The Senate Health Committee on Wednesday approved legislation (SB 48) by Senate President Pro Tempore Don Perata (D-Oakland) to rework California's health care system and expand health insurance coverage, the Ventura County Star reports (Herdt, Ventura County Star, 4/26).
Perata's proposal would require employer and employee contributions for health insurance, as well as require employees to show proof of health insurance on their state tax returns (California Healthline, 3/19). The plan also would expand public subsidized programs and rely on increased federal funds.
Approval of Perata's plan came one day after the Assembly Health Committee approved a proposal by Assembly Speaker Fabian Núñez (D-Los Angeles) (Ventura County Star, 4/26).
Gov. Arnold Schwarzenegger's (R) plan to overhaul the state's health care system has yet to be written into legislation because no lawmaker has agreed to carry the proposal, according to the San Francisco Chronicle.

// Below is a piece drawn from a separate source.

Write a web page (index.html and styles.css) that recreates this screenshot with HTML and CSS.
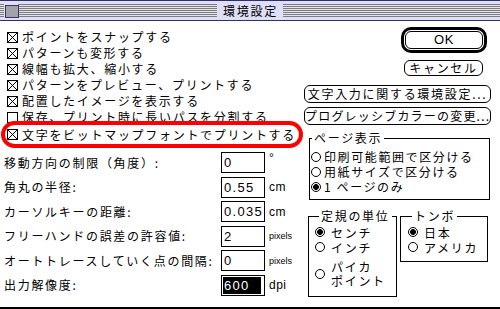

However, Schwarzenegger this week said that introducing a bill is not necessary right now.
Daniel Zingale, a health care adviser to the governor, said Schwarzenegger is speaking with several lawmakers from both parties about carrying his proposal (Chorneau, San Francisco Chronicle, 4/26).
Cost of Health Care Reform
Both legislative leaders are awaiting estimates from a health care consultant on the cost of their respective proposals. The consultant also will provide cost estimates for Schwarzenegger's health care overhaul plan (Ventura County Star, 4/26).
The governor's proposal seeks to provide coverage to all uninsured residents, unlike the lawmakers' plans. All three proposals include requirements for employer contributions, but neither Democratic proposal includes requirements for individuals to buy health insurance (San Francisco Chronicle, 4/26).
Unlike Núñez's plan, Perata's would not extend coverage to all children (California Healthline, 3/19).
The Democratic plans also do not use proposed contributions from health care providers to help finance expanded health insurance coverage, a situation some are interpreting as a signal that employers and tax-supported programs will bear the costs of the initiatives (San Francisco Chronicle, 4/26).
Perata said, "We will evaluate all three plans using a common methodology." He added, "Working from the same set of numbers will make it easier to negotiate a final solution."
Perata said he hopes to receive the cost estimate within "a couple weeks" (Ventura County Star, 4/26).
Likelihood of Adoption
Sen. Sheila Kuehl (D-Los Angeles), chair of the health committee, said Perata's plan "has got some reality base to it," adding, "It could happen this year."
Kuehl said that if Perata's legislation becomes law, it could serve as a "bridge" to expand health care coverage until there is sufficient support to enact a single-payer health care system in California.
Kuehl has reintroduced her bill (SB 840) to create such a system in California. Schwarzenegger last year vetoed identical legislation (Ventura County Star, 4/26).